语义与句法信息加强的二元标记实体关系联合抽取

doi:10.19678/j.issn.1000-3428.0064545

摘要/Abstract

摘要： 随着互联网技术不断地发展，数据信息呈爆炸性增长，迫切需要从海量数据中高效地提取关键信息，而实体关系抽取作为信息抽取的核心任务，发挥着不可替代的重要作用。现有基于深度学习的实体关系抽取方法存在误差累积、实体冗余、交互缺失、实体关系重叠等问题。
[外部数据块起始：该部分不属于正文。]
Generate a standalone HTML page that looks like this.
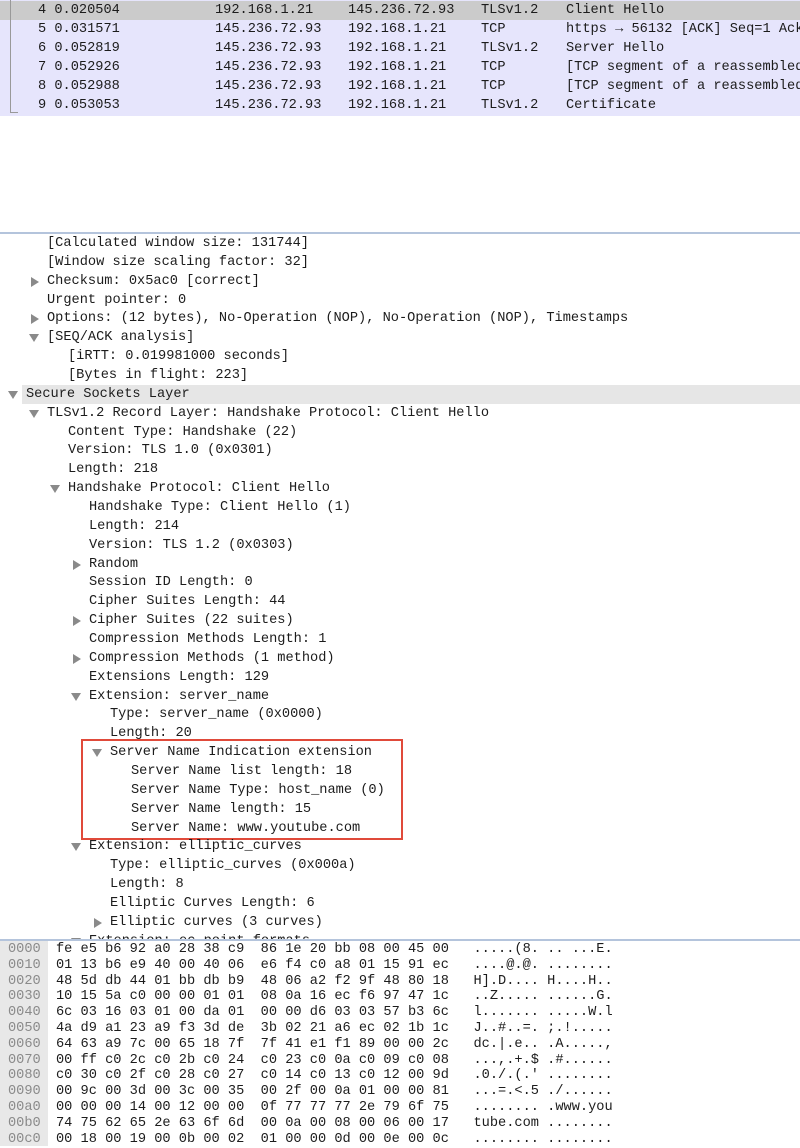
<!DOCTYPE html>
<html><head><meta charset="utf-8"><style>
*{margin:0;padding:0;box-sizing:border-box}
body{width:800px;height:1146px;overflow:hidden;background:#fff;position:relative;font-family:"Liberation Mono","DejaVu Sans Mono",monospace;font-size:13.65px;color:#1c1c1c}
.r{position:absolute;height:19px;line-height:19px;white-space:pre}
.pk{position:absolute;left:0;width:800px;height:19px;background:#e6e5fc}
.a{position:absolute;width:0;height:0}
.dn{border-left:5px solid transparent;border-right:5px solid transparent;border-top:8px solid #8a8a8a}
.rt{border-top:5px solid transparent;border-bottom:5px solid transparent;border-left:8px solid #8a8a8a}
.h{position:absolute;height:16px;line-height:16px;white-space:pre;margin-top:2px}
.off{color:#8a8a8a}
</style></head><body>
<div class="pk" style="top:0;height:116px"></div>
<div class="pk" style="background:#cbcbcb;height:19px;top:1px"></div>
<div style="position:absolute;left:10px;top:0;width:1px;height:113px;background:#999"></div>
<div style="position:absolute;left:10px;top:112px;width:8px;height:1px;background:#999"></div>
<div class="r" style="top:1px;left:38px">4 0.020504</div><div class="r" style="top:1px;left:215px">192.168.1.21</div><div class="r" style="top:1px;left:348px">145.236.72.93</div><div class="r" style="top:1px;left:481px">TLSv1.2</div><div class="r" style="top:1px;left:566px">Client Hello</div>
<div class="r" style="top:20px;left:38px">5 0.031571</div><div class="r" style="top:20px;left:215px">145.236.72.93</div><div class="r" style="top:20px;left:348px">192.168.1.21</div><div class="r" style="top:20px;left:481px">TCP</div><div class="r" style="top:20px;left:566px">https → 56132 [ACK] Seq=1 Ack</div>
<div class="r" style="top:39px;left:38px">6 0.052819</div><div class="r" style="top:39px;left:215px">145.236.72.93</div><div class="r" style="top:39px;left:348px">192.168.1.21</div><div class="r" style="top:39px;left:481px">TLSv1.2</div><div class="r" style="top:39px;left:566px">Server Hello</div>
<div class="r" style="top:58px;left:38px">7 0.052926</div><div class="r" style="top:58px;left:215px">145.236.72.93</div><div class="r" style="top:58px;left:348px">192.168.1.21</div><div class="r" style="top:58px;left:481px">TCP</div><div class="r" style="top:58px;left:566px">[TCP segment of a reassembled</div>
<div class="r" style="top:77px;left:38px">8 0.052988</div><div class="r" style="top:77px;left:215px">145.236.72.93</div><div class="r" style="top:77px;left:348px">192.168.1.21</div><div class="r" style="top:77px;left:481px">TCP</div><div class="r" style="top:77px;left:566px">[TCP segment of a reassembled</div>
<div class="r" style="top:96px;left:38px">9 0.053053</div><div class="r" style="top:96px;left:215px">145.236.72.93</div><div class="r" style="top:96px;left:348px">192.168.1.21</div><div class="r" style="top:96px;left:481px">TLSv1.2</div><div class="r" style="top:96px;left:566px">Certificate</div>
<div style="position:absolute;left:0;top:232px;width:800px;height:2px;background:#b4c4dc"></div>
<div style="position:absolute;left:22px;top:385px;width:778px;height:19px;background:#e6e6e6"></div>
<div class="r" style="top:234px;left:47px">[Calculated window size: 131744]</div>
<div class="r" style="top:253px;left:47px">[Window size scaling factor: 32]</div>
<div class="a rt" style="left:31px;top:277px"></div><div class="r" style="top:272px;left:47px">Checksum: 0x5ac0 [correct]</div>
<div class="r" style="top:291px;left:47px">Urgent pointer: 0</div>
<div class="a rt" style="left:31px;top:314px"></div><div class="r" style="top:309px;left:47px">Options: (12 bytes), No-Operation (NOP), No-Operation (NOP), Timestamps</div>
<div class="a dn" style="left:29px;top:334px"></div><div class="r" style="top:328px;left:47px">[SEQ/ACK analysis]</div>
<div class="r" style="top:347px;left:68px">[iRTT: 0.019981000 seconds]</div>
<div class="r" style="top:366px;left:68px">[Bytes in flight: 223]</div>
<div class="a dn" style="left:8px;top:391px"></div><div class="r" style="top:385px;left:26px">Secure Sockets Layer</div>
<div class="a dn" style="left:29px;top:410px"></div><div class="r" style="top:404px;left:47px">TLSv1.2 Record Layer: Handshake Protocol: Client Hello</div>
<div class="r" style="top:423px;left:68px">Content Type: Handshake (22)</div>
<div class="r" style="top:441px;left:68px">Version: TLS 1.0 (0x0301)</div>
<div class="r" style="top:460px;left:68px">Length: 218</div>
<div class="a dn" style="left:50px;top:485px"></div><div class="r" style="top:479px;left:68px">Handshake Protocol: Client Hello</div>
<div class="r" style="top:498px;left:89px">Handshake Type: Client Hello (1)</div>
<div class="r" style="top:517px;left:89px">Length: 214</div>
<div class="r" style="top:536px;left:89px">Version: TLS 1.2 (0x0303)</div>
<div class="a rt" style="left:73px;top:560px"></div><div class="r" style="top:555px;left:89px">Random</div>
<div class="r" style="top:573px;left:89px">Session ID Length: 0</div>
<div class="r" style="top:592px;left:89px">Cipher Suites Length: 44</div>
<div class="a rt" style="left:73px;top:616px"></div><div class="r" style="top:611px;left:89px">Cipher Suites (22 suites)</div>
<div class="r" style="top:630px;left:89px">Compression Methods Length: 1</div>
<div class="a rt" style="left:73px;top:654px"></div><div class="r" style="top:649px;left:89px">Compression Methods (1 method)</div>
<div class="r" style="top:668px;left:89px">Extensions Length: 129</div>
<div class="a dn" style="left:71px;top:693px"></div><div class="r" style="top:687px;left:89px">Extension: server_name</div>
<div class="r" style="top:705px;left:110px">Type: server_name (0x0000)</div>
<div class="r" style="top:724px;left:110px">Length: 20</div>
<div class="a dn" style="left:92px;top:749px"></div><div class="r" style="top:743px;left:110px">Server Name Indication extension</div>
<div class="r" style="top:762px;left:131px">Server Name list length: 18</div>
<div class="r" style="top:781px;left:131px">Server Name Type: host_name (0)</div>
<div class="r" style="top:800px;left:131px">Server Name length: 15</div>
<div class="r" style="top:819px;left:131px">Server Name: www.youtube.com</div>
<div style="position:absolute;left:81px;top:739px;width:322px;height:101px;border:2px solid #e04a3a"></div>
<div class="a dn" style="left:71px;top:843px"></div><div class="r" style="top:837px;left:89px">Extension: elliptic_curves</div>
<div class="r" style="top:856px;left:110px">Type: elliptic_curves (0x000a)</div>
<div class="r" style="top:875px;left:110px">Length: 8</div>
<div class="r" style="top:894px;left:110px">Elliptic Curves Length: 6</div>
<div class="a rt" style="left:94px;top:918px"></div><div class="r" style="top:913px;left:110px">Elliptic curves (3 curves)</div>
<div class="a dn" style="left:71px;top:938px"></div><div class="r" style="top:932px;left:89px">Extension: ec_point_formats</div>
<div style="position:absolute;left:0;top:939px;width:800px;height:207px;background:#fff;border-top:2px solid #b4c4dc"></div>
<div style="position:absolute;left:0;top:941px;width:48px;height:205px;background:#e8e8e8"></div>
<div class="h off" style="left:8px;top:940px">0000</div><div class="h" style="left:56px;top:940px">fe e5 b6 92 a0 28 38 c9  86 1e 20 bb 08 00 45 00   .....(8. .. ...E.</div>
<div class="h off" style="left:8px;top:956px">0010</div><div class="h" style="left:56px;top:956px">01 13 b6 e9 40 00 40 06  e6 f4 c0 a8 01 15 91 ec   ....@.@. ........</div>
<div class="h off" style="left:8px;top:972px">0020</div><div class="h" style="left:56px;top:972px">48 5d db 44 01 bb db b9  48 06 a2 f2 9f 48 80 18   H].D.... H....H..</div>
<div class="h off" style="left:8px;top:987px">0030</div><div class="h" style="left:56px;top:987px">10 15 5a c0 00 00 01 01  08 0a 16 ec f6 97 47 1c   ..Z..... ......G.</div>
<div class="h off" style="left:8px;top:1003px">0040</div><div class="h" style="left:56px;top:1003px">6c 03 16 03 01 00 da 01  00 00 d6 03 03 57 b3 6c   l....... .....W.l</div>
<div class="h off" style="left:8px;top:1019px">0050</div><div class="h" style="left:56px;top:1019px">4a d9 a1 23 a9 f3 3d de  3b 02 21 a6 ec 02 1b 1c   J..#..=. ;.!.....</div>
<div class="h off" style="left:8px;top:1035px">0060</div><div class="h" style="left:56px;top:1035px">64 63 a9 7c 00 65 18 7f  7f 41 e1 f1 89 00 00 2c   dc.|.e.. .A.....,</div>
<div class="h off" style="left:8px;top:1051px">0070</div><div class="h" style="left:56px;top:1051px">00 ff c0 2c c0 2b c0 24  c0 23 c0 0a c0 09 c0 08   ...,.+.$ .#......</div>
<div class="h off" style="left:8px;top:1066px">0080</div><div class="h" style="left:56px;top:1066px">c0 30 c0 2f c0 28 c0 27  c0 14 c0 13 c0 12 00 9d   .0./.(.' ........</div>
<div class="h off" style="left:8px;top:1082px">0090</div><div class="h" style="left:56px;top:1082px">00 9c 00 3d 00 3c 00 35  00 2f 00 0a 01 00 00 81   ...=.&lt;.5 ./......</div>
<div class="h off" style="left:8px;top:1098px">00a0</div><div class="h" style="left:56px;top:1098px">00 00 00 14 00 12 00 00  0f 77 77 77 2e 79 6f 75   ........ .www.you</div>
<div class="h off" style="left:8px;top:1114px">00b0</div><div class="h" style="left:56px;top:1114px">74 75 62 65 2e 63 6f 6d  00 0a 00 08 00 06 00 17   tube.com ........</div>
<div class="h off" style="left:8px;top:1130px">00c0</div><div class="h" style="left:56px;top:1130px">00 18 00 19 00 0b 00 02  01 00 00 0d 00 0e 00 0c   ........ ........</div>
</body></html>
为充分利用语句的语义信息和句法信息，提出一种加强语义信息与句法信息的二元标记实体关系联合抽取模型SSERel。通过对输入文本进行BERT编码，并对三元组主体的开始位置和结束位置进行预测标记，提取文本的全局语义特征、主体与每个词语的局部语义特征以及句法特征，并将其融合进编码向量。对语句每种关系的客体位置进行预测标记，最终完成三元组的提取。在NYT和WebNLG数据集上的实验结果表明，相比CasRel模型，该模型的F1值分别提升2.7和1.4个百分点，能够有效解决复杂数据中存在的重叠三元组和多三元组等问题。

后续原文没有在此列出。